1. Problem?? Smaller leadscrew Dia. same pitch?

I am running 3 axis on turbocnc.

Under SCALE in tcnc I had to change to a much bigger number?
(.0000625 to .00013) why, from what I understand this diameter change should not be such a big difference with overall proformace.

What difference does reducing the diameter of the leadscrew have on mechincal advantage if the TPI are kept the same?

Thanks

2. Originally Posted by lepton
I am running 3 axis on turbocnc.

Under SCALE in tcnc I had to change to a much bigger number?
(.0000625 to .00013) why, from what I understand this diameter change should not be such a big difference with overall proformace.

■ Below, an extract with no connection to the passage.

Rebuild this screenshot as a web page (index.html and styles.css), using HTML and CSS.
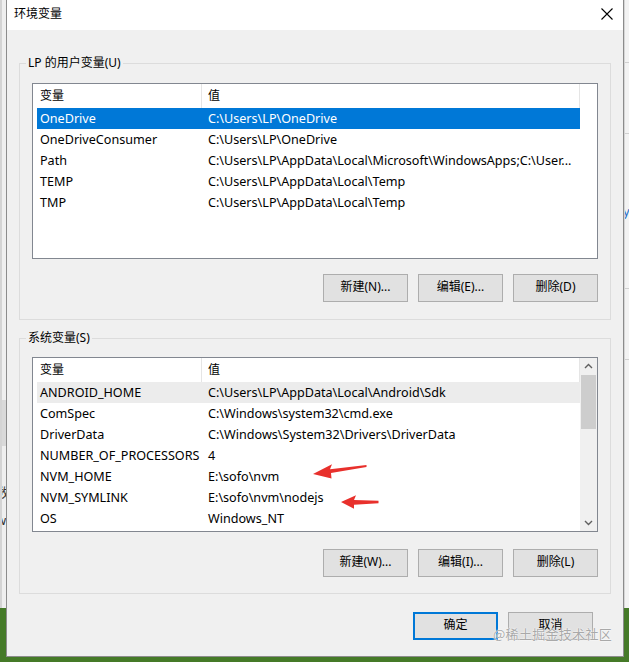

What difference does reducing the diameter of the leadscrew have on mechincal advantage if the TPI are kept the same?

Thanks
Is the 1/2-10 screw multiple start? That's the only way anything would be different. If it's a single start 1/2-10, all settings should be the same.

3. Seems like the reduced inertia (increased response) of the 1/2" screw could have a bit different acc/dec values.

4. If the lead is the same and the diameter decreases, doesn't the lead angle change? If the lead angle changes, doesn't the mechanical advantage of the inclined plane (screw) change? Just a thought.

5. Yep, that's true (the pitch angle changes), but the effective radius that the thread slope is at also changes an opposing amount.
For a specific pitch, net effect is the same displacement when given the same rotation.
Friction, screw deflection(twist), and its inertia will be the main consideration when varying the screw diameter.

At least, it WAS that way BEFORE Bush became president!

6. Hi all, there will be no change. The lead of the screw is the pitch times the number of starts, and in this case you have a 10 tpi pitch single start on both, which means for one turn of the screw it will travel 1/10" no matter how big the diam is.
The only difference will be as the screw gets smaller in diameter the core of the screw gets smaller and could lead to twisting under load.
Ian.

7. handlewanker I was refering to the lead ANGLE. My question was if the lead angle changes the inclined plane angle changes. Then the mechanical advantage of the screw changes and the force required to move the nut changes.

8. Originally Posted by handlewanker
Hi all, there will be no change.... The only difference will be as the screw gets smaller in diameter the core of the screw gets smaller and could lead to twisting under load. Ian.
Cool, thanks for setting me straight on this.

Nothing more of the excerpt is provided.